§ **PROBLEM DETAILS**
Retype, exactly as they stand, the lines from the start of the data to the line that contains "const menus = ['Arquivo', 'Ação', 'Exibir', 'Janela', 'Ajuda'];", both ends included. Leave the pictures out.

# # # # # # #

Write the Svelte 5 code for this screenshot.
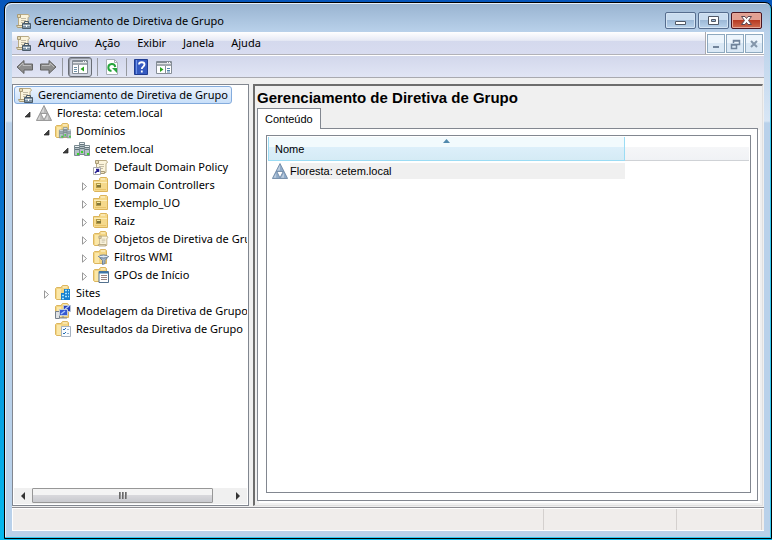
<script>
  const menus = ['Arquivo', 'Ação', 'Exibir', 'Janela', 'Ajuda'];

  const tree = [
    {
      label: 'Gerenciamento de Diretiva de Grupo', icon: 'console', selected: true,
      children: [
        {
          label: 'Floresta: cetem.local', icon: 'forest', state: 'open',
          children: [
            {
              label: 'Domínios', icon: 'domains', state: 'open',
              children: [
                {
                  label: 'cetem.local', icon: 'domain', state: 'open',
                  children: [
                    { label: 'Default Domain Policy', icon: 'link' },
                    { label: 'Domain Controllers', icon: 'ou', state: 'closed' },
                    { label: 'Exemplo_UO', icon: 'ou', state: 'closed' },
                    { label: 'Raiz', icon: 'ou', state: 'closed' },
                    { label: 'Objetos de Diretiva de Grupo', icon: 'objects', state: 'closed' },
                    { label: 'Filtros WMI', icon: 'filter', state: 'closed' },
                    { label: 'GPOs de Início', icon: 'starter', state: 'closed' }
                  ]
                }
              ]
            },
            { label: 'Sites', icon: 'sites', state: 'closed' },
            { label: 'Modelagem da Diretiva de Grupo', icon: 'modeling' },
            { label: 'Resultados da Diretiva de Grupo', icon: 'results' }
          ]
        }
      ]
    }
  ];
</script>

{#snippet folder()}
  <path d="M.5 3.500 1.500 2.500H6.500V1.500L7.500.5H12.500L13.500 1.500V14.500H1.500L.5 13.500Z" fill="#f3d583" stroke="#dcb660" />
  <path d="M2 4H6V14H2Z" fill="#fbe7a8" />
  <path d="M8 2H12" stroke="#fff6d8" />
{/snippet}

{#snippet scroll()}
  <path d="M4.500 1.500H13.500L14.500 3.500 13 4.500V13.500H3.500V4.500Z" fill="#fbf4dc" stroke="#b9ab86" />
  <path d="M2.500 1.500H5.500V4.500H2.500Z" fill="#e6d9b4" stroke="#a99b76" />
  <path d="M1.500 12.500H11.500V14.500H2.500Z" fill="#eee3c4" stroke="#a99b76" />
  <path d="M6 5.500H11M6 7.500H11M6 9.500H10" stroke="#c3bba4" />
{/snippet}

{#snippet servers()}
  <path d="M5.500 1.500H10.500V13.500H5.500Z" fill="#b2bec3" stroke="#7b8b92" />
  <path d="M.5 4.500H5.500V14.500H.5ZM10.500 4.500H15.500V14.500H10.500Z" fill="#b5c2c7" stroke="#7b8b92" />
  <path d="M6 3.500H10M6 5.500H10M1 6.500H5M1 8.500H5M11 6.500H15M11 8.500H15M6 7.500H10" stroke="#65767e" />
  <path d="M6 2.500H10M1 5.500H5M11 5.500H15" stroke="#edf3f5" />
  <path d="M3 12H5V14H3ZM7 10H9V12H7ZM13 12H15V14H13Z" fill="#38d32c" />
{/snippet}

{#snippet icon(name)}
  <svg class="icon" viewBox="0 0 16 16" aria-hidden="true">
    {#if name === 'console'}
      {@render scroll()}
      <path d="M7.500 10.500H15.500V15.500H7.500Z" fill="#7e93a4" stroke="#4b5b69" />
      <path d="M9.500 10V8.500H13.500V10" fill="none" stroke="#4b5b69" />
      <path d="M8 12.500H15" stroke="#c8d4dd" />
      <path d="M11 12H12V14H11Z" fill="#fff" />
    {:else if name === 'forest' || name === 'forest-blue'}
      <g fill={name === 'forest' ? '#b9b9b9' : '#8fabc9'} stroke={name === 'forest' ? '#8a8a8a' : '#6782a0'} stroke-width=".8" stroke-linejoin="round">
        <path d="M8 .5 15.600 15.500H.4Z" />
        <path d="M4.800 8.500H11.200L8 14.800Z" fill="#fff" />
      </g>
      <path d="M8 2V7.500H5ZM4.200 10V14.800H1.500ZM12 10V14.800H9Z" fill="#fff" opacity=".4" />
    {:else if name === 'domains'}
      {@render folder()}
      <g transform="translate(4 3.500) scale(.78)">{@render servers()}</g>
    {:else if name === 'domain'}
      {@render servers()}
    {:else if name === 'link'}
      {@render scroll()}
      <path d="M.5 8.500H7.500V15.500H.5Z" fill="#fff" stroke="#aaa" />
      <path d="M2 14 5.500 10.500M3 10.500H5.500V13" fill="none" stroke="#251d91" stroke-width="1.500" />
    {:else if name === 'ou'}
      <path d="M.5 3.500H6.500V1.500L7.500.5H13.500L14.500 1.500V14.500H1.500L.5 13.500Z" fill="#f5d98b" stroke="#dcb45a" />
      <path d="M1 5.500H14" stroke="#fcedb8" />
      <path d="M8 2H12" stroke="#fff6d8" />
      <path d="M3 6H8V11H3Z" fill="#b79c45" />
      <path d="M4 7H7V8H4Z" fill="#f6e79b" />
      <path d="M4 8H8V10H4Z" fill="#82763c" />
      <path d="M2 12.500H13" stroke="#e9c46c" />
    {:else if name === 'objects'}
      {@render folder()}
      <g transform="translate(4 4) scale(.76)">{@render scroll()}</g>
    {:else if name === 'filter'}
      {@render folder()}
      <path d="M5.500 7.500H15.500L12 11.500V14.500L9.500 15.500V11.500Z" fill="#a5b6c8" stroke="#6f8297" />
      <ellipse cx="10.500" cy="7.500" rx="4.500" ry="1.500" fill="#e3edf6" stroke="#677c94" />
    {:else if name === 'starter'}
      {@render folder()}
      <path d="M6 4.500H15.500V15.500H6Z" fill="#fff" stroke="#53718e" />
      <path d="M6 5.500H15" stroke="#3d77a9" stroke-width="2" />
      <path d="M8 8.500H14M8 10.500H14M8 12.500H14" stroke="#9a8480" />
    {:else if name === 'sites'}
      {@render folder()}
      <path d="M9 4H15V15H9ZM6 8H9V15H6Z" fill="#1680ce" />
      <path d="M10 5.500H12M13 5.500H14M10 8.500H12M13 8.500H14M7 10.500H9M10 11.500H12M13 11.500H14M7 13.500H9" stroke="#a6e4ff" stroke-width="1.500" />
    {:else if name === 'modeling'}
      {@render folder()}
      <path d="M.5 8.500H4.500V15.500H.5Z" fill="#e0e3e6" stroke="#77818d" />
      <path d="M8.500 2.500H15.500V8.500H8.500Z" fill="#273eb7" stroke="#b8c2d2" />
      <path d="M4.500 6.500H12.500V12.500H4.500Z" fill="#3659d1" stroke="#c3ccd7" />
      <path d="M6 11 10 8M10 6 14 3" stroke="#a8c5ff" stroke-width="1.500" />
      <path d="M8 13V15M5 15H12" stroke="#7e8792" />
    {:else if name === 'results'}
      {@render folder()}
      <path d="M6.500 5.500H15.500V15.500H6.500Z" fill="#f8fbff" stroke="#a5b1c0" />
      <path d="m8 8 1 1 2-2m-3 5 1 1 2-2" fill="none" stroke="#236db1" />
      <path d="M12 8.500H14M12 12.500H14" stroke="#9ab5cf" />
    {/if}
  </svg>
{/snippet}

{#snippet branch(nodes)}
  {#each nodes as node}
    <li role="treeitem" aria-selected={!!node.selected} aria-expanded={node.children ? true : undefined}>
      <div class="node">
        <span class="twisty">
          {#if node.state === 'open'}
            <svg viewBox="0 0 9 9" aria-hidden="true"><path d="M7 2V7H2Z" fill="#404040" stroke="#222" stroke-width=".7" /></svg>
          {:else if node.state === 'closed'}
            <svg viewBox="0 0 9 9" aria-hidden="true"><path d="M2.500 .8V8.200L6.500 4.500Z" fill="#fff" stroke="#989898" /></svg>
          {/if}
        </span>
        <span class="item" class:selected={node.selected}>{@render icon(node.icon)}<span>{node.label}</span></span>
      </div>
      {#if node.children}
        <ul role="group">{@render branch(node.children)}</ul>
      {/if}
    </li>
  {/each}
{/snippet}

{#snippet bigArrow()}
  <svg class="arrow" viewBox="0 0 18 16" aria-hidden="true">
    <path d="M1 8 8 1.500V5H16.500V11H8V14.500Z" fill="#8e8e8e" stroke="#636363" />
    <path d="M3 8 7 4V6.500H15" fill="none" stroke="#bdbdbd" />
  </svg>
{/snippet}

<div class="desktop">
  <main class="window">
    <header class="titlebar">
      {@render icon('console')}
      <h1>Gerenciamento de Diretiva de Grupo</h1>
      <div class="controls">
        <button aria-label="Minimizar"><svg viewBox="0 0 29 15"><path d="M9.500 8.500H19.500V11.500H9.500Z" fill="#fff" stroke="#505866" /></svg></button>
        <button aria-label="Maximizar"><svg viewBox="0 0 29 15"><path d="M9.500 3.500H19.500V11.500H9.500ZM12.500 6.500V8.500H16.500V6.500Z" fill="#fff" fill-rule="evenodd" stroke="#505866" /></svg></button>
        <button class="close" aria-label="Fechar"><svg viewBox="0 0 29 15"><path d="M9.500 3.500H13L14.500 5.500 16 3.500H19.500L16.500 7.500 19.500 11.500H16L14.500 9.500 13 11.500H9.500L12.500 7.500Z" fill="#fff" stroke="#5c4650" /></svg></button>
      </div>
    </header>

    <div class="client">
      <div class="menubar">
        {@render icon('console')}
        <nav aria-label="Menu">
          {#each menus as menu}<button>{menu}</button>{/each}
        </nav>
        <div class="mdi">
          <button aria-label="Minimizar janela"><svg viewBox="0 0 16 16"><path d="M5 11H11" stroke="#71849a" stroke-width="2" /></svg></button>
          <button aria-label="Restaurar janela"><svg viewBox="0 0 16 16"><path d="M6.500 7V4.500H12.500V8.500H10M6 5H13M4.500 8.500H9.500V12.500H4.500ZM4 9H10" fill="none" stroke="#71849a" stroke-width="1.500" /></svg></button>
          <button aria-label="Fechar janela"><svg viewBox="0 0 16 16"><path d="m5 5 6 6m0-6-6 6" stroke="#8496aa" stroke-width="2" /></svg></button>
        </div>
      </div>

      <div class="toolbar">
        <button class="tool" aria-label="Voltar">{@render bigArrow()}</button>
        <button class="tool forward" aria-label="Avançar">{@render bigArrow()}</button>
        <span class="rule"></span>
        <button class="tool pressed" aria-label="Mostrar árvore">
          <svg viewBox="0 0 16 16"><path d="M.5 1.500H15.500V14.500H.5Z" fill="#fff" stroke="#858d96" /><path d="M1 2.500H15M1 5H15" stroke="#858d96" stroke-width="1.500" /><path d="M11 2H12V3H11ZM13 2H14V3H13Z" fill="#fff" /><path d="M6.500 6V14" stroke="#858d96" /><path d="M2 8.500H5M2 10.500H5M2 12.500H5" stroke="#6e91a8" /><path d="M12 7.500V12.500L8.500 10Z" fill="#29a51d" /></svg>
        </button>
        <span class="rule"></span>
        <button class="tool" aria-label="Atualizar">
          <svg viewBox="0 0 16 16"><path d="M2.500.5H10.500L13.500 3.500V15.500H2.500Z" fill="#fff" stroke="#a9b0b8" /><path d="M10.500.5V3.500H13.500" fill="none" stroke="#a9b0b8" /><path d="M7.500 12A3.500 3.500 0 1 1 11.300 8" fill="none" stroke="#26a53c" stroke-width="2" /><path d="M8 9H13V14Z" fill="#26a53c" /></svg>
        </button>
        <span class="rule"></span>
        <button class="tool" aria-label="Ajuda">
          <svg viewBox="0 0 16 16"><path d="M1.500.5H14.500V15.500H1.500Z" fill="#3459c0" stroke="#203c91" /><path d="M3.500 1V15" stroke="#6f92e5" /><path d="M6 5.500C6 2.500 11.500 2.500 11.500 5.500 11.500 7.500 8.800 7.700 8.800 10M8.800 11.500V13.500" fill="none" stroke="#fff" stroke-width="1.800" /></svg>
        </button>
        <button class="tool" aria-label="Painel de ações">
          <svg viewBox="0 0 16 16"><path d="M.5 2.500H15.500V14.500H.5Z" fill="#fff" stroke="#858d96" /><path d="M1 3.500H15M1 6H15" stroke="#858d96" stroke-width="1.500" /><path d="M11 3H12V4H11ZM13 3H14V4H13Z" fill="#fff" /><path d="M9.500 7V14" stroke="#858d96" /><path d="M11 9.500H14M11 11.500H14M11 13H14" stroke="#5285ad" /><path d="M4 8V13L7.500 10.500Z" fill="#29a51d" /></svg>
        </button>
      </div>

      <div class="panes">
        <section class="sidebar" aria-label="Árvore do console">
          <ul class="tree" role="tree">{@render branch(tree)}</ul>
          <div class="scrollbar">
            <button aria-label="Rolar para a esquerda"><svg viewBox="0 0 8 8"><path d="M6 0V8L2 4Z" fill="#333" /></svg></button>
            <div class="track"><div class="thumb"><i></i><i></i><i></i></div></div>
            <button aria-label="Rolar para a direita"><svg viewBox="0 0 8 8"><path d="M2 0V8L6 4Z" fill="#333" /></svg></button>
          </div>
        </section>

        <section class="details">
          <h2>Gerenciamento de Diretiva de Grupo</h2>
          <div role="tablist"><button class="tab" role="tab" aria-selected="true">Conteúdo</button></div>
          <div class="panel" role="tabpanel">
            <div class="list">
              <table>
                <thead>
                  <tr>
                    <th class="name" scope="col">Nome<svg class="sort" viewBox="0 0 7 4" aria-hidden="true"><path d="M0 4 3.500 0 7 4Z" fill="#5189ad" /></svg></th>
                    <td class="rest"></td>
                  </tr>
                </thead>
                <tbody>
                  <tr><td><div class="entry">{@render icon('forest-blue')}<span>Floresta: cetem.local</span></div></td><td></td></tr>
                </tbody>
              </table>
            </div>
          </div>
        </section>
      </div>

      <footer class="status"><span></span><span></span><span></span></footer>
    </div>
  </main>
</div>

<style>
  :global(body) { margin: 0; }
  .desktop, .desktop * { box-sizing: border-box; }
  .desktop {
    display: flex;
    min-height: 100vh;
    padding: 2px 0 1px 4px;
    background: linear-gradient(#0656bb, #0767c8 30%, #0796dd 65%, #05b9ee);
    font: 11px/18px "Noto Sans", "Open Sans", sans-serif;
    color: #000;
  }
  button { margin: 0; padding: 0; border: 0; background: none; font: inherit; color: inherit; }
  svg { display: block; }
  ul { margin: 0; padding: 0; list-style: none; }
  .icon { flex: none; width: 16px; height: 16px; }

  .window {
    display: flex;
    flex: 1;
    flex-direction: column;
    min-width: 0;
    padding: 1px 7px 7px;
    border: 1px solid #000;
    border-radius: 7px 7px 0 0;
    background: linear-gradient(#98b3d0, #b9d1ea 29px, #d8e6f5 118px, #b9d1ea 120px);
    box-shadow: inset -1px -1px #35c8ee, inset 1px 1px #e4effa;
  }
  .titlebar { display: flex; align-items: center; gap: 3px; height: 28px; padding: 5px 2px 0 3px; }
  .titlebar h1 { flex: 1; margin: 0; font-size: 11px; font-weight: 400; line-height: 18px; }
  .controls { display: flex; align-self: flex-start; gap: 2px; padding-top: 3px; }
  .controls button {
    width: 31px;
    height: 17px;
    border: 1px solid #566d8e;
    border-radius: 2px;
    background: linear-gradient(#c9dcef 45%, #9db9d7 50%, #b9d3ec);
    box-shadow: inset 0 0 0 1px #d4e4f4;
  }
  .controls .close { border-color: #4b1420; background: linear-gradient(#e2a093 45%, #b83b23 50%, #cf6b50); box-shadow: inset 0 0 0 1px #e5a799; }

  .client { display: flex; flex: 1; flex-direction: column; min-width: 0; background: #f0f0f0; }
  .menubar {
    display: flex;
    align-items: center;
    height: 23px;
    padding-left: 3px;
    border-bottom: 1px solid #b2b2b8;
    background: linear-gradient(#fff, #e7eaf5 38%, #d4d9ed 42%, #d8dcf0);
  }
  .menubar nav { display: flex; flex: 1; gap: 17px; padding-left: 7px; }
  .mdi { display: flex; align-self: stretch; align-items: center; gap: 1px; padding: 0 1px; border-left: 1px solid #a9a9af; background: #fff; }
  .mdi button { width: 18px; height: 19px; padding: 1px 0; border: 1px solid #8ea9bf; background: linear-gradient(#edf5fc 45%, #dae8f5 50%); }
  .mdi svg { width: 16px; height: 16px; }
  .toolbar {
    display: flex;
    align-items: center;
    gap: 5px;
    height: 23px;
    padding-left: 4px;
    border-top: 1px solid #fff;
    border-bottom: 1px solid #a9a9af;
    background: linear-gradient(#d2d7eb, #e1e5f5);
  }
  .tool { display: flex; flex: none; align-items: center; justify-content: center; width: 18px; height: 20px; }
  .tool svg { width: 16px; height: 16px; }
  .tool .arrow { width: 18px; }
  .forward svg { transform: scaleX(-1); }
  .pressed { width: 24px; border: 1px solid #686c74; border-radius: 3px; background: #d0d5e2; box-shadow: inset 1px 1px 1px #8d929c; }
  .rule { width: 1px; height: 18px; background: #96999f; }

  .panes { display: flex; flex: 1; gap: 4px; min-height: 0; padding: 6px 1px 1px 0; border-bottom: 1px solid #8e8e93; }
  .sidebar { display: flex; flex: 0 0 237px; flex-direction: column; padding: 1px; border: 1px solid #828790; background: #fff; overflow: hidden; }
  .tree { flex: 1; overflow: hidden; white-space: nowrap; }
  .tree ul { padding-left: 19px; }
  .tree > li { margin-left: -12px; }
  .node { display: flex; align-items: center; height: 18px; }
  .twisty { display: flex; flex: none; justify-content: center; width: 12px; padding-top: 2px; }
  .twisty svg { width: 9px; height: 9px; }
  .item { display: flex; align-items: center; gap: 5px; height: 18px; padding: 0 3px 0 2px; border: 1px solid transparent; border-radius: 3px; }
  .selected { border-color: #84acdd; background: linear-gradient(#edf4fd, #c8dff9); }
  .scrollbar { display: flex; height: 16px; background: #f0f0f0; }
  .scrollbar button { display: flex; align-items: center; justify-content: center; width: 18px; }
  .scrollbar svg { width: 8px; height: 8px; }
  .track { flex: 1; }
  .thumb {
    display: flex;
    align-items: center;
    justify-content: center;
    gap: 1px;
    width: 92%;
    height: 15px;
    border: 1px solid #979797;
    border-radius: 1px;
    background: linear-gradient(#f4f4f4 45%, #d8d8dc 50%, #c9cacf);
  }
  .thumb i { width: 2px; height: 7px; background: linear-gradient(90deg, #555, #aaa); }

  .details {
    display: flex;
    flex: 1;
    flex-direction: column;
    min-width: 0;
    padding: 2px 4px 4px 2px;
    border: 2px solid #6d6d6d;
    border-right: 1px solid #e0e0e0;
    border-bottom: 1px solid #e0e0e0;
    font: 11px/16px "Liberation Sans", Arial, sans-serif;
  }
  h2 { margin: 0; font-size: 15px; line-height: 20px; }
  [role="tablist"] { display: flex; }
  .tab { height: 21px; margin-bottom: -1px; padding: 0 7px; border: 1px solid #828790; border-bottom: 0; background: #fff; z-index: 1; }
  .panel { display: flex; flex: 1; padding: 6px 6px 7px 8px; border: 1px solid #828790; background: #fff; box-shadow: 2px 2px #fff; }
  .list { flex: 1; padding: 1px; border: 1px solid #828790; }
  table { width: 100%; border-collapse: separate; border-spacing: 0; table-layout: fixed; }
  th, td { padding: 0; text-align: left; font-weight: 400; }
  th { position: relative; }
  .name { width: 74.3%; height: 24px; padding-left: 6px; border: 1px solid #9bdcf4; border-top: 0; background: linear-gradient(#f2fafd 42%, #dceffa 45%, #d5ebf5); }
  .sort { position: absolute; top: 2px; left: 50%; width: 7px; height: 4px; margin-left: -4px; }
  .rest { border-bottom: 1px solid #cfd2d6; background: linear-gradient(#fff 42%, #f5f6f8 45%, #f0f2f5); }
  .entry { display: flex; align-items: center; gap: 2px; height: 18px; margin-top: 1px; padding-left: 4px; }
  .entry span { flex: 1; background: #f0f0f0; }

  .status { display: flex; height: 23px; border: solid #fff; border-width: 1px 0 1px 1px; background: #f0edeb; }
  .status span { border-right: 1px solid #d4d0ce; }
  .status span:nth-child(1) { flex: 1; }
  .status span:nth-child(2) { width: 133px; }
  .status span:nth-child(3) { width: 85px; margin-right: 2px; }
</style>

# # # # # # #

§ **PROBLEM SOLUTION**
Write the Svelte 5 code for this screenshot.
<script>
  const menus = ['Arquivo', 'Ação', 'Exibir', 'Janela', 'Ajuda'];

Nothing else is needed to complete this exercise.